The most popular tight end Sunday might very well be Zach Ertz. His 37 targets over the last three weeks would be enough fourth in the NFL, just behind Demaryrius Thomas, Jarvis Landry and Brown. His 26 receptions over that timeframe ties him with Landry for the second most. In short, he has been the second highest scoring tight end over the last three weeks. What’s difficult to project is how the Eagles’ offense will respond after Chip Kelly’s outing, especially since both of these teams have been eliminated and have nothing more than pride to play for. The matchup for Ertz is spectacular; the Giants have allowed the second most fantasy points to tight ends on the season and haven’t a linebacker or safety capable of covering him. Ownership and offensive coaching concerns aside, his $5,700 salary is impossible to fade.
The Denver Broncos defense will likely see a high ownership rate on Sunday. There’s a lot on the line in this game. A win delivers them a first round bye. A loss could send them tumbling as far as the No. 6 seed. Lucky for them, they’ll host a Chargers team that scored only three points against them the last time they played. But Philip Rivers is a competitor who would love to send his division rival down a tricky road in the playoffs. And it’s not as if the Broncos defense has been a fantasy savior lately. They’ve scored just 18 total points over the last three weeks. In fact, since their Week 8 bye, they are averaging seven FanDuel points per game—and that includes a 23-point performance against the Chargers in Week 13. Fade.

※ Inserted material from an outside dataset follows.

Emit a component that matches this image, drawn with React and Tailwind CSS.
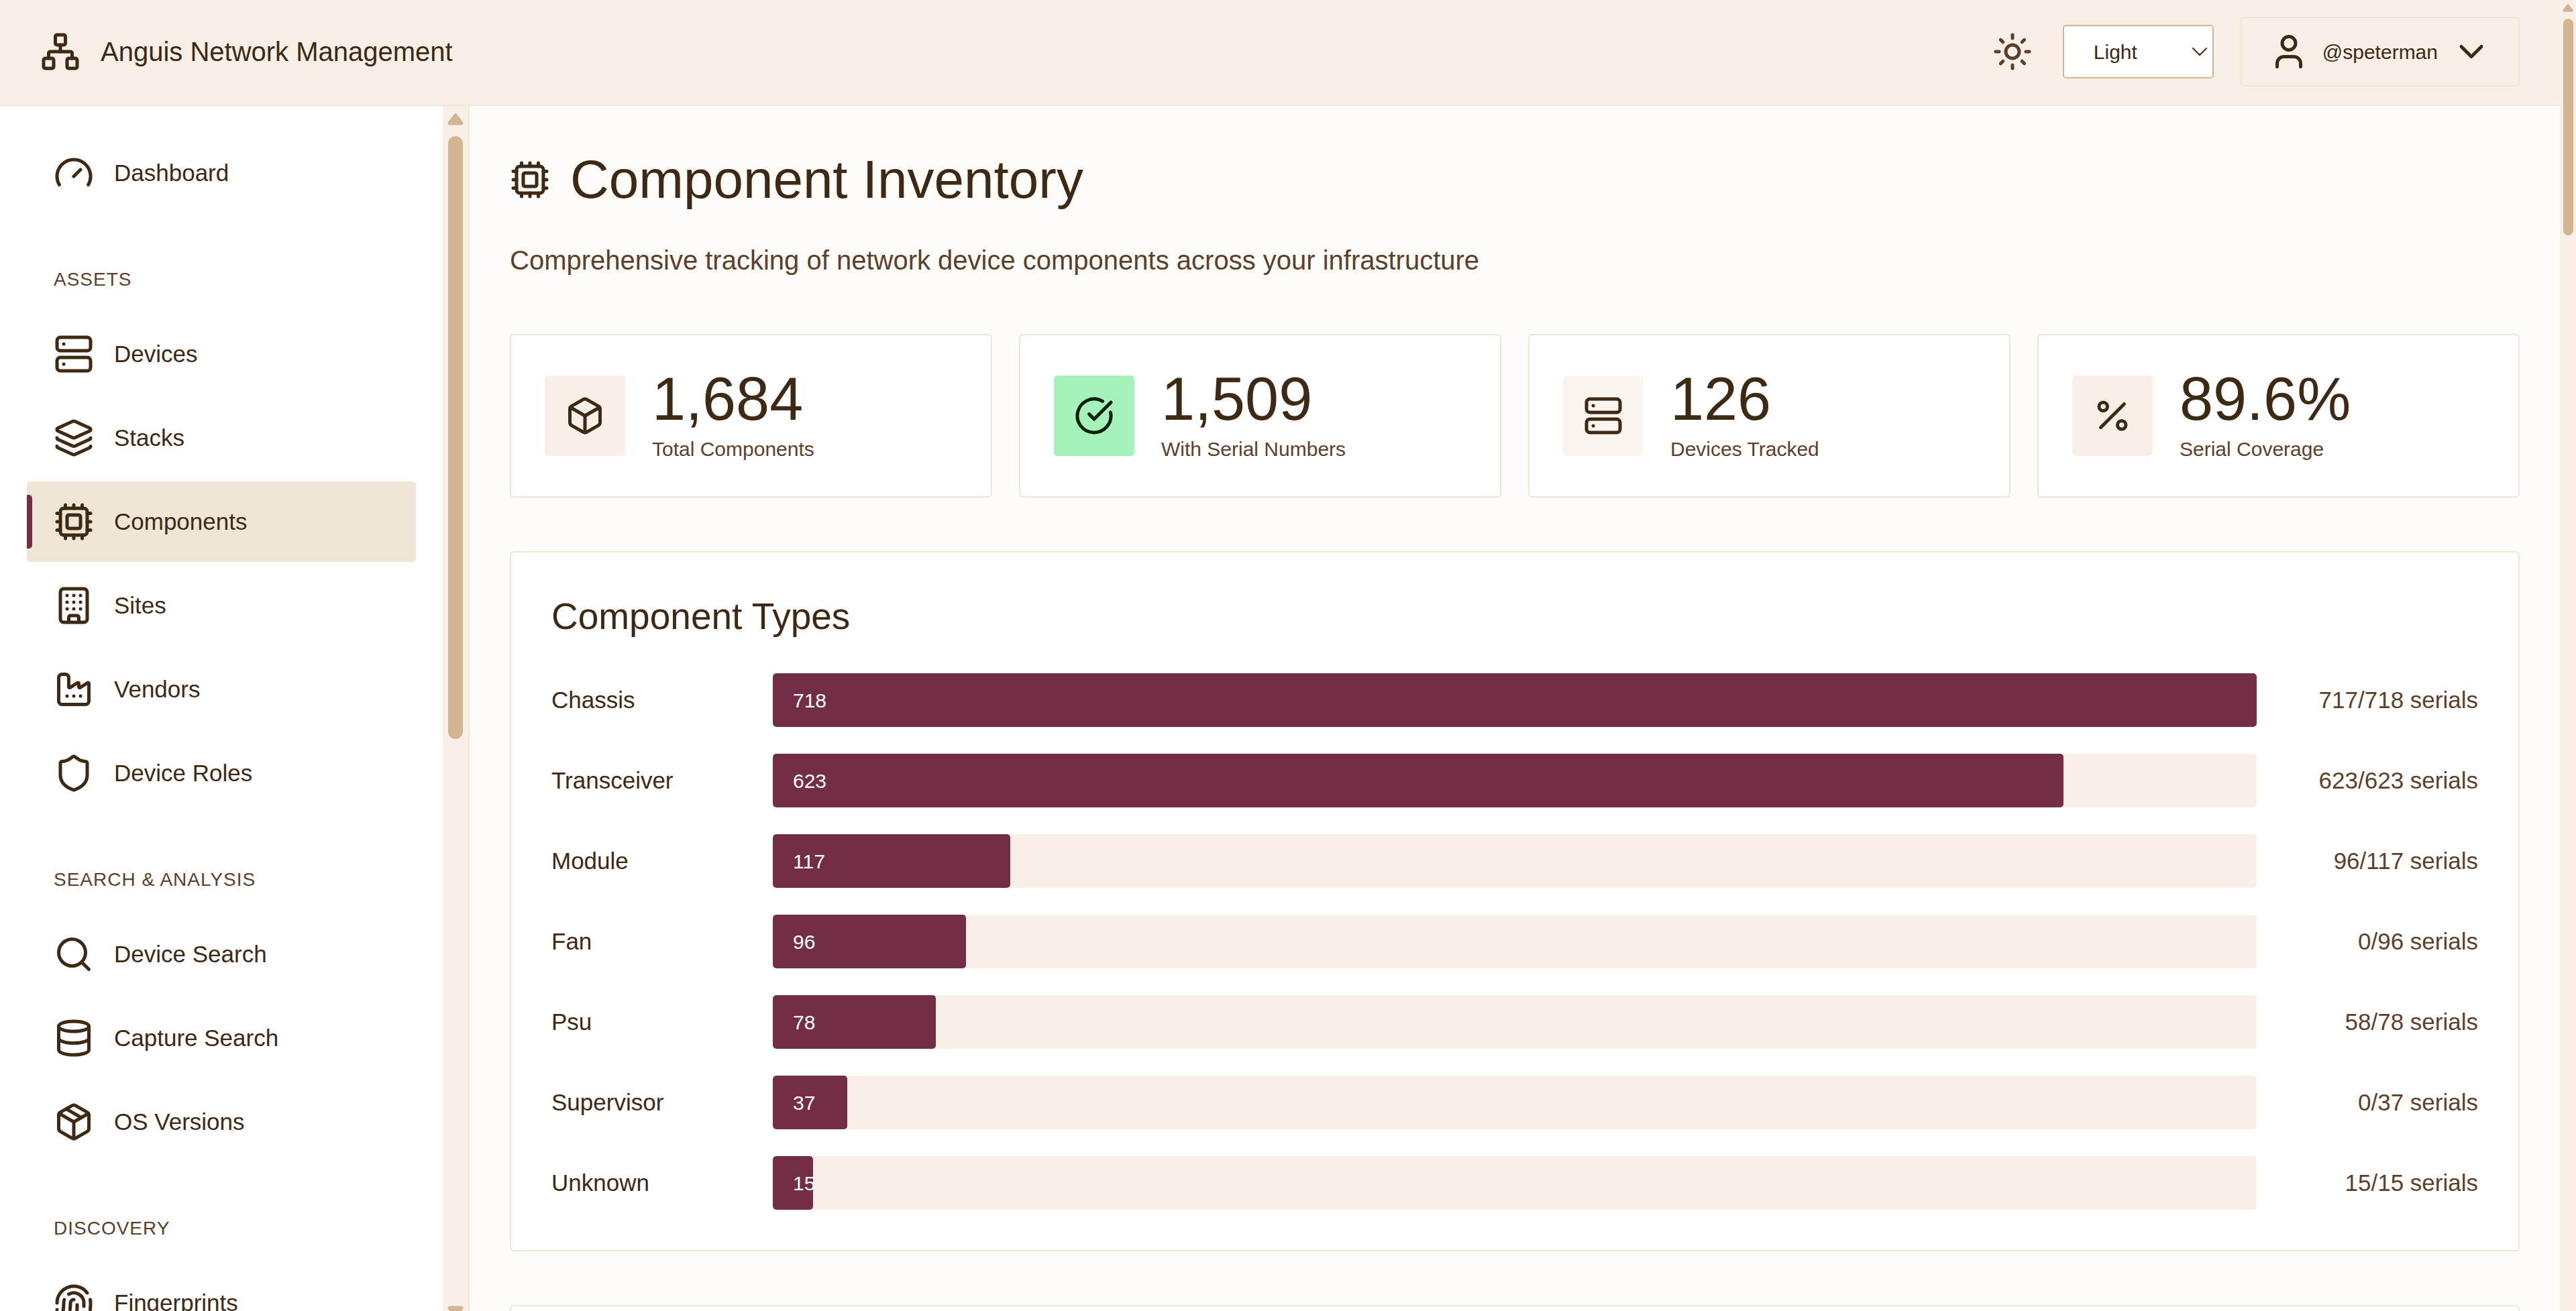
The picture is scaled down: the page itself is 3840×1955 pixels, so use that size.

Both the Bengals and the Chiefs will be crowd favorites. Of the two, the Bengals looks the best on paper. They’ll be at home against an awful Ravens squad that has averaged 13.25 points per game over their last four. If you’re going to pay up for a highly exposed defense, the Bengals look like a most likely to return value.
The Panthers will also be a hot pick. It was just a few weeks ago that they held the Falcons scoreless. But still have allowed 23 points per game over the last four weeks despite that zero. Division games are always tough to predict, especially with an erratic offense like the Buccaneers. We’d rather roll out the Chiefs or Bengals.